A champion for equality
By the time he moved into his new apartment, Guthrie had traveled a long road from the casual racism of his Oklahoma youth.
He’d learned along the way that the North held no special claim to racial enlightenment. He had written songs such as “The Ferguson Brothers Killing,” which condemned the out-of-hand police killing of the unarmed Charles and Alfonso Ferguson in Freeport, Long Island, in 1946, after the two young black men had been refused service in a bus terminal cafe.
In “Buoy Bells from Trenton,” he denounced the miscarriage of justice in the case of the so-called “Trenton Six” – black men convicted of murder in 1948 by an all-white jury in a trial marred by official perjury and manufactured evidence.
And in 1949, he’d stood shoulder to shoulder with Paul Robeson, Howard Fast and Pete Seeger against the mobs of Peekskill, New York, where American racism at its ugliest had inspired 21 songs from his pen (one of which, “My Thirty Thousand,” was recorded by Billy Bragg and Wilco).
A postwar housing haven – for whites
In the postwar years, with the return of hundreds of thousands of servicemen to New York, affordable public housing had become an urgent priority.
For the most part, low-cost housing projects had been left to cash-strapped state and city authorities. But when the Federal Housing Authority (FHA) finally stepped in to issue federal loans and subsidies for urban apartment blocks, one of the first developers in line, with his eye on the main chance, was Fred Trump. He made a fortune not only through the construction of public housing projects but also through collecting the rents on them.

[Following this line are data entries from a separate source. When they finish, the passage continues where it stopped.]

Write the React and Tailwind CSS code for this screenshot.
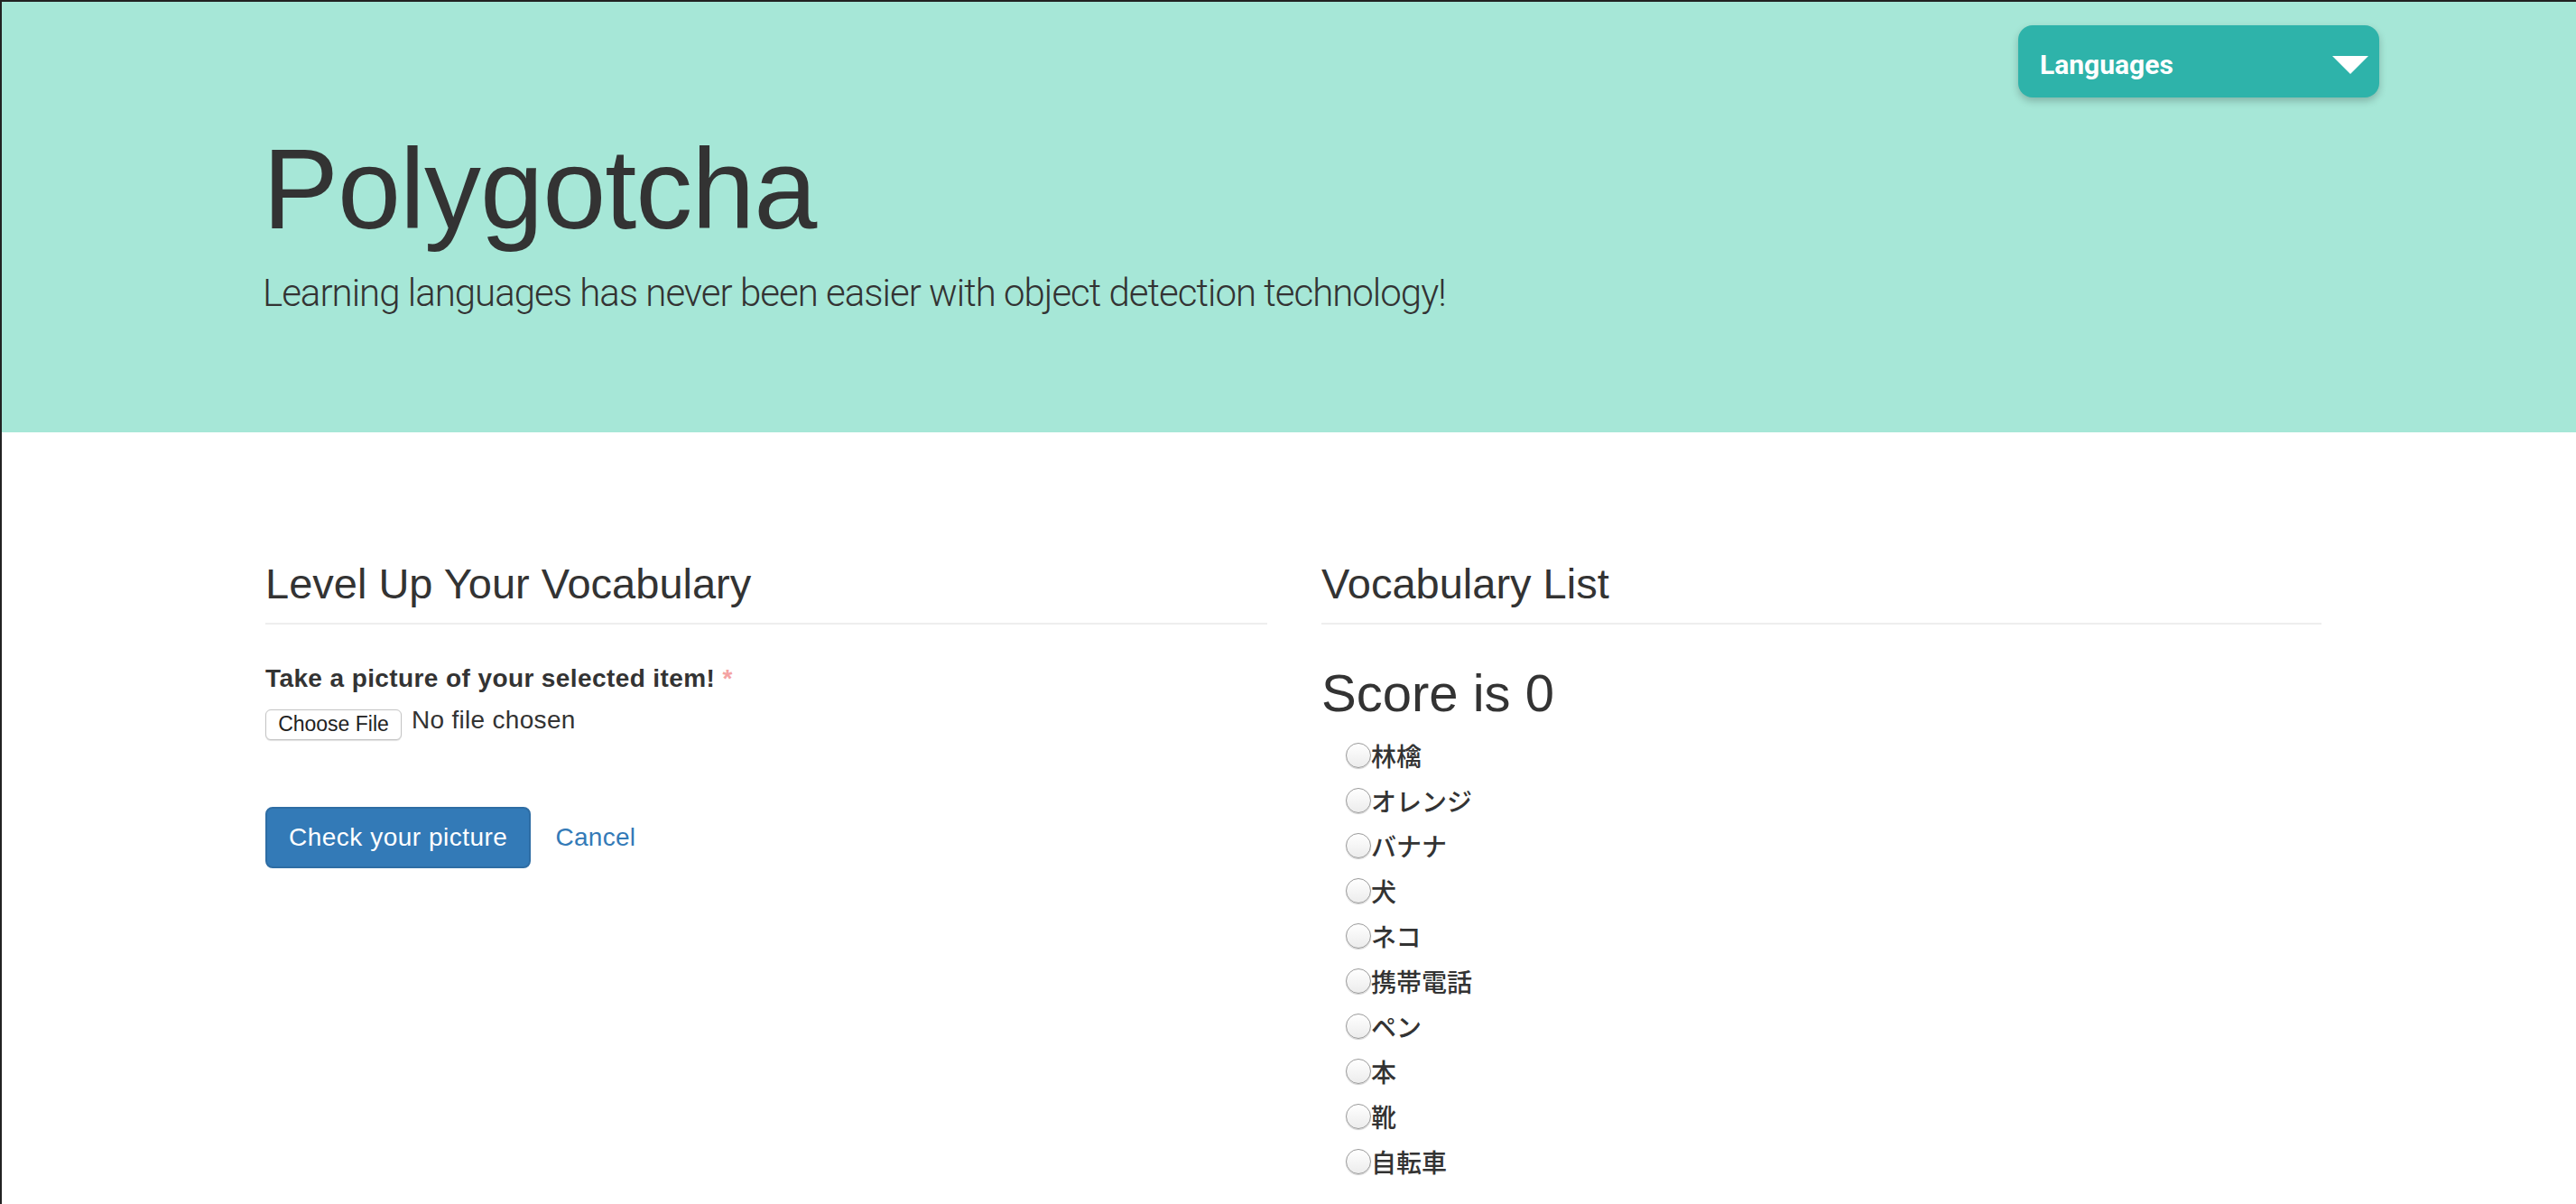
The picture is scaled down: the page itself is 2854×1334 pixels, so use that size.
import { useState } from "react";

const words = ["林檎", "オレンジ", "バナナ", "犬", "ネコ", "携帯電話", "ペン", "本", "靴", "自転車"];

function Radio({ checked }) {
  return (
    <span
      className={`inline-block w-[28px] h-[28px] rounded-full border border-[#9a9a9a] bg-gradient-to-b from-white to-[#ececec] shadow-[0_1px_1px_rgba(0,0,0,0.2)] shrink-0 ${
        checked ? "ring-4 ring-inset ring-[#337ab7]" : ""
      }`}
    />
  );
}

export default function App() {
  const [picked, setPicked] = useState(null);

  return (
    <div className="min-h-screen w-full bg-white border-t-2 border-l-2 border-[#222] text-[#333] font-['Liberation_Sans',Arial,sans-serif]">
      {/* Jumbotron */}
      <header className="relative h-[477px] bg-[#a6e7d7] pt-[139px] pl-[289px]">
        <button className="absolute top-[26px] right-[218px] w-[400px] h-[80px] flex items-center justify-between pl-[24px] pr-[12px] rounded-[16px] bg-[#2eb3aa] text-white shadow-[0_4px_8px_rgba(0,0,0,0.22)] font-['Roboto',sans-serif] font-bold text-[30px]">
          <span className="mt-[6px]">Languages</span>
          <svg width="40" height="20" viewBox="0 0 40 20" className="mt-[8px]">
            <polygon points="0,0 40,0 20,20" fill="white" />
          </svg>
        </button>
        <h1 className="text-[126px] leading-[1.1] font-normal tracking-[-1px]">Polygotcha</h1>
        <p className="mt-[16px] text-[42px] leading-[1.4] font-light tracking-[-1px] font-['Roboto',sans-serif]">
          Learning languages has never been easier with object detection technology!
        </p>
      </header>

      {/* Content */}
      <main className="flex gap-[60px] pl-[292px] pt-[142px]">
        <section className="w-[1110px]">
          <h3 className="text-[47px] leading-[1.1] pb-[17px] border-b-2 border-[#eee]">Level Up Your Vocabulary</h3>
          <label className="block mt-[40px] text-[28px] leading-[40px] font-bold tracking-[0.4px]">
            Take a picture of your selected item! <span className="text-[#f4a3a3]">*</span>
          </label>
          <div className="mt-[6px] flex items-start text-[28px] leading-[40px] tracking-[0.3px]">
            <span className="mt-[8px] w-[151px] h-[34px] flex items-center justify-center rounded-[6px] border border-[#c4c4c4] bg-white shadow-[0_1px_1px_rgba(0,0,0,0.12)] text-[23px] leading-none text-[#222] tracking-normal">
              Choose File
            </span>
            <span className="ml-[11px]">No file chosen</span>
          </div>
          <div className="mt-[74px] flex items-center gap-[27px]">
            <button className="h-[68px] px-[24px] rounded-[8px] bg-[#337ab7] border-2 border-[#2e6da4] text-white text-[28px] leading-[40px] tracking-[0.5px]">
              Check your picture
            </button>
            <a href="#" className="text-[28px] leading-[40px] text-[#337ab7] tracking-[0.3px]">
              Cancel
            </a>
          </div>
        </section>

        <section className="w-[1108px]">
          <h3 className="text-[47px] leading-[1.1] pb-[17px] border-b-2 border-[#eee]">Vocabulary List</h3>
          <h2 className="mt-[44px] text-[58px] leading-[1.1]">Score is 0</h2>
          <ul className="mt-[13px] pl-[27px]">
            {words.map((w, i) => (
              <li
                key={w}
                onClick={() => setPicked(i)}
                className="h-[50px] flex items-center text-[28px] font-medium font-['Noto_Sans_CJK_JP',sans-serif] cursor-pointer"
              >
                <Radio checked={picked === i} />
                <span>{w}</span>
              </li>
            ))}
          </ul>
        </section>
      </main>
    </div>
  );
}
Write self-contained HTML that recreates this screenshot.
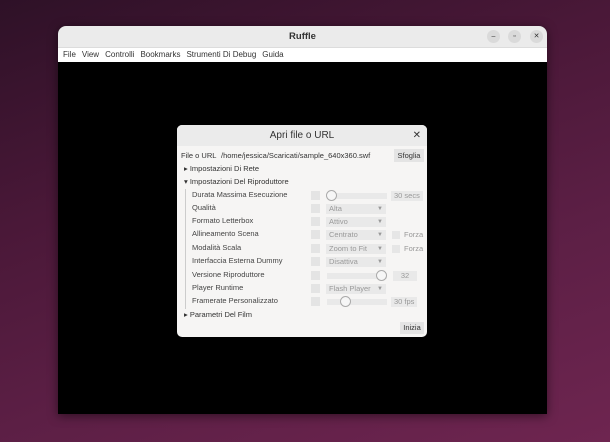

When Guthrie first signed his lease, it’s unlikely that he was aware of the murky background to the construction of his new home, the massive public complex that Trump had dubbed “Beach Haven.”
Trump would be investigated by a U.S. Senate committee in 1954 for profiteering off of public contracts, not least by overestimating his Beach Haven building charges to the tune of US$3.7 million.
What Guthrie discovered all too late was Trump’s enthusiastic embrace of the FHA’s guidelines for avoiding “inharmonious uses of housing” – or as Trump biographer Gwenda Blair puts it, “a code phrase for selling homes in white areas to blacks.” As Blair points out, such “restrictive covenants” were common among FHA projects – a betrayal, if ever there was one, of the New Deal vision that had given birth to the agency.
‘Old Man Trump’s’ color line
Only a year into his Beach Haven residency, Guthrie – himself a veteran – was already lamenting the bigotry that pervaded his new, lily-white neighborhood, which he’d taken to calling “Bitch Havens.”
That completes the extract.